A few years before the squirrels decided our pine trees were their domain, we had a pair of blackbirds raising chicks in one of them, and a barely pinfeathered one got blown out of the nest. I found it, and realizing the nearest bird rescue was miles away asked Poppy what he thought. He looked at it, sort of sniffed at it, looked at me, sat down for a minute and then walked away. I could practically see him mentally shaking his head. (We got it to the rescue).
Our angel kitty Moffit hated the dogs that were next door at that time, and actually charged the fence one day and banged her front paws on the slats while the dogs went nuts on the other side. Poppy had a somewhat similar near-encounter with a HUGE Grand-daddy raccoon who was attempting to cross the backyard. He started to charge the 'coon but fortunately listened and stopped when my partner yelled NO!!
During the past few years, he'd sometimes simply sit on the deck, just observing his backyard.
One of my favorites is that he could parkour with the best of them. He'd jump onto the lid of a big trash barrel that we keep in the garage.

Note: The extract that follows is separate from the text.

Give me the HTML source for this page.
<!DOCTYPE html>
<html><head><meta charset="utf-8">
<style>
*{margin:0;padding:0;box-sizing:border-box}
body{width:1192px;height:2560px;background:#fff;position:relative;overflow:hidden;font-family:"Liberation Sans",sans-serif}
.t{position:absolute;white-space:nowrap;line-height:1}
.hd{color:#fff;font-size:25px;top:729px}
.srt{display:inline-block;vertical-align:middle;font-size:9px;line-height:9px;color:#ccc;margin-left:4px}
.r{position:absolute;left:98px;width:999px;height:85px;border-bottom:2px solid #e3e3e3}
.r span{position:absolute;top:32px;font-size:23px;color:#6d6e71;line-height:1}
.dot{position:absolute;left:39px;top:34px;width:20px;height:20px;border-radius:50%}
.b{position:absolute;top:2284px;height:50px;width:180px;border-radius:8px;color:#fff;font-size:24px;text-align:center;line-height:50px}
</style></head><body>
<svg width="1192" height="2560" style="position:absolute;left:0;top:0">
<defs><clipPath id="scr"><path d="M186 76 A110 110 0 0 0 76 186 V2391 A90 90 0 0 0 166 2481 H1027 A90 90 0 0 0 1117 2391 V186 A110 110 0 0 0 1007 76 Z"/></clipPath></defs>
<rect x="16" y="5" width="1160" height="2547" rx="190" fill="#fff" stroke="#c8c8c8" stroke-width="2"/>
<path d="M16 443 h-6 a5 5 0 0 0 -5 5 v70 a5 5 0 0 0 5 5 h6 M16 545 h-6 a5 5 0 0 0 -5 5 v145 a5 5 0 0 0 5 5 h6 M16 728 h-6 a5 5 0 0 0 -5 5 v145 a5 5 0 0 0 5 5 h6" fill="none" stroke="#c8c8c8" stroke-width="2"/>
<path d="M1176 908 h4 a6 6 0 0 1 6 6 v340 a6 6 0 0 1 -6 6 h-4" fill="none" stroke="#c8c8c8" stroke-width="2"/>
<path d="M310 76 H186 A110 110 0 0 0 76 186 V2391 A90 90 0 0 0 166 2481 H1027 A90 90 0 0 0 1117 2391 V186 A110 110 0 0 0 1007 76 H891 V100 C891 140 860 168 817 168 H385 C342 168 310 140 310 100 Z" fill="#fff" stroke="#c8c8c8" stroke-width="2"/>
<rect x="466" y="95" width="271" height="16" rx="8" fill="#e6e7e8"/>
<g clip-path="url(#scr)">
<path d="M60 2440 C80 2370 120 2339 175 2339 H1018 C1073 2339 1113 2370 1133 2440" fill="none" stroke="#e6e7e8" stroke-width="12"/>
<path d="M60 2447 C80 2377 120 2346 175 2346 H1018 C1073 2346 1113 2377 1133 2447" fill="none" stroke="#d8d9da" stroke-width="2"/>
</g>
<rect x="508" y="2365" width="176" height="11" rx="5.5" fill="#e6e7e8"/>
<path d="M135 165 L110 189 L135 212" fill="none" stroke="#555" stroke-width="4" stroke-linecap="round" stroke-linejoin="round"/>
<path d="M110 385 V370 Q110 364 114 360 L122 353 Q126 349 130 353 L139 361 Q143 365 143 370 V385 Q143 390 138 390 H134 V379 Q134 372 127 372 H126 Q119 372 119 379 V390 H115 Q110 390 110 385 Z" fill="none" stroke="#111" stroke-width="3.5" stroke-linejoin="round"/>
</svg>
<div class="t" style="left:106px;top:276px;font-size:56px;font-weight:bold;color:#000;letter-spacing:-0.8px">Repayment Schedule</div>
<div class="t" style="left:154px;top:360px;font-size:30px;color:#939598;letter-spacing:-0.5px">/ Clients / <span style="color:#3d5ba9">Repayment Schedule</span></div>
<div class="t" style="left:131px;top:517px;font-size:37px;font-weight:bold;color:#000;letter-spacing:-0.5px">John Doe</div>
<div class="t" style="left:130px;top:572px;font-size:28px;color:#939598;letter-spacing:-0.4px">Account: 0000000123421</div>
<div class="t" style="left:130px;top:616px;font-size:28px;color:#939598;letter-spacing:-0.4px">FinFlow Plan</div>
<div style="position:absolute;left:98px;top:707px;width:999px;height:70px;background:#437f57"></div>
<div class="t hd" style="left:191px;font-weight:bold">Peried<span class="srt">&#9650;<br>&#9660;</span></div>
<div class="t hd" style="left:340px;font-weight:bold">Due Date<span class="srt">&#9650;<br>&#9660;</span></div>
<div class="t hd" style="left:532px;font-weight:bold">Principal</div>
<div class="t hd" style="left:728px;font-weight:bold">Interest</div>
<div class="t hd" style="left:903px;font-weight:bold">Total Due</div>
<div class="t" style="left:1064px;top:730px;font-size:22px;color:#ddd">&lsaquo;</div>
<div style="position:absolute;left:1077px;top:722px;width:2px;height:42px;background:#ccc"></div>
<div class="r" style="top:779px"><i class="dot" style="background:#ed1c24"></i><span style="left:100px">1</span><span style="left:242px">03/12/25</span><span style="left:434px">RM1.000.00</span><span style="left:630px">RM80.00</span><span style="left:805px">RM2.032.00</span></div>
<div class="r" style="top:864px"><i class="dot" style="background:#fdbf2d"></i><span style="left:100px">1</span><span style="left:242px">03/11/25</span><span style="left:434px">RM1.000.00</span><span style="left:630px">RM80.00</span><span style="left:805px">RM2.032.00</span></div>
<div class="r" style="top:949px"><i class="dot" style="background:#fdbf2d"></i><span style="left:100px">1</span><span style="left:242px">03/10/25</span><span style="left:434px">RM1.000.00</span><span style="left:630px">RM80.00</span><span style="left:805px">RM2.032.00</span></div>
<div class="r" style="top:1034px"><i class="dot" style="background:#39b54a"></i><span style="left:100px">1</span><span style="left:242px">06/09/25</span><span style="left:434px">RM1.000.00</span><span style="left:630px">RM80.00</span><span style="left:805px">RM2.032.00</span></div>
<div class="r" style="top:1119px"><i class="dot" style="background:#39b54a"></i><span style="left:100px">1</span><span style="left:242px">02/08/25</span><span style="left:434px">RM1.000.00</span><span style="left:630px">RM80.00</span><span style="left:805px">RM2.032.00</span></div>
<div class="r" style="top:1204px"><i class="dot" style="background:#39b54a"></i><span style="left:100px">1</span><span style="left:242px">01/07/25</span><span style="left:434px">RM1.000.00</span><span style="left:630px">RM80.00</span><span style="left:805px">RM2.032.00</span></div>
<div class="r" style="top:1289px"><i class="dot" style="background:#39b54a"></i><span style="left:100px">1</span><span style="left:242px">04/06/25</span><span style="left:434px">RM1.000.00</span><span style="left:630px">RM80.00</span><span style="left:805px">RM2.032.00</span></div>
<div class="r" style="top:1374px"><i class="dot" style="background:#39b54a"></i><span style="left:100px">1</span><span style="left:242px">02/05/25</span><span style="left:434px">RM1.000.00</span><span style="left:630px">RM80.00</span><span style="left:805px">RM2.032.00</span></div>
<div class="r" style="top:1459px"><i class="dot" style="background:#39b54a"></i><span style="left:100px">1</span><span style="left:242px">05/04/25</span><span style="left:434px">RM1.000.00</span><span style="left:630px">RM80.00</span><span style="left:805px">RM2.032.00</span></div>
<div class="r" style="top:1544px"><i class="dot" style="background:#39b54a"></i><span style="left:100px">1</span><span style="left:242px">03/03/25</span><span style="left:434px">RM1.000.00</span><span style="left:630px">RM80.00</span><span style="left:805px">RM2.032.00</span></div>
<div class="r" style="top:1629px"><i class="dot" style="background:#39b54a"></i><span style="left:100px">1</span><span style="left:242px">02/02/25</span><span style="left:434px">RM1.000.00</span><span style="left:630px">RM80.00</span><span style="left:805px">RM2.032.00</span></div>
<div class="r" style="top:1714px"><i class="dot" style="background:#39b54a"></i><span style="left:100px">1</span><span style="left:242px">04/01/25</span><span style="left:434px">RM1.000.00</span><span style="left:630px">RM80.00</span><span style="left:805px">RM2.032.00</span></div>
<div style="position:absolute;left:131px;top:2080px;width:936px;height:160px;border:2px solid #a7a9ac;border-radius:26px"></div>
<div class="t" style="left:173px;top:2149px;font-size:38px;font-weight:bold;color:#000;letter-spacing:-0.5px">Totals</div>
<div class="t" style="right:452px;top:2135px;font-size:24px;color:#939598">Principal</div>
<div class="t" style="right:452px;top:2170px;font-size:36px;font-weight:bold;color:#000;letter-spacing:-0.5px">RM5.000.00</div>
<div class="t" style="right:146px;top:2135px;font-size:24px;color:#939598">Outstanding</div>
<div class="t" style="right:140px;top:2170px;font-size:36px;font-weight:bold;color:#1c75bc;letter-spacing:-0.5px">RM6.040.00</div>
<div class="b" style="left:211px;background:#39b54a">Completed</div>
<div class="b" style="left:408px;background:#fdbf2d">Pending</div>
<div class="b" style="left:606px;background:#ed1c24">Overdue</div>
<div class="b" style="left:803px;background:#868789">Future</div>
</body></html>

From there he'd leap up, catch the side of a board that was screwed into the wall to hold garden hoses that's about three inches wide, and launch from that the rest of the way sideways and up just a bit further to the surface of a large upper shelf that my partner built for extra storage. If I hadn't had the good fortune to see it one time, I wouldn't have believed it. The angle apparently wasn't right for him to make it directly from the lid of the trash container to the top of the shelf because the container was usually placed so that it was partway under the shelf, so he came up with this.
He was smart, athletic even in his later years, gentle with us and thoughtful. He was a class act and such a true gentleman.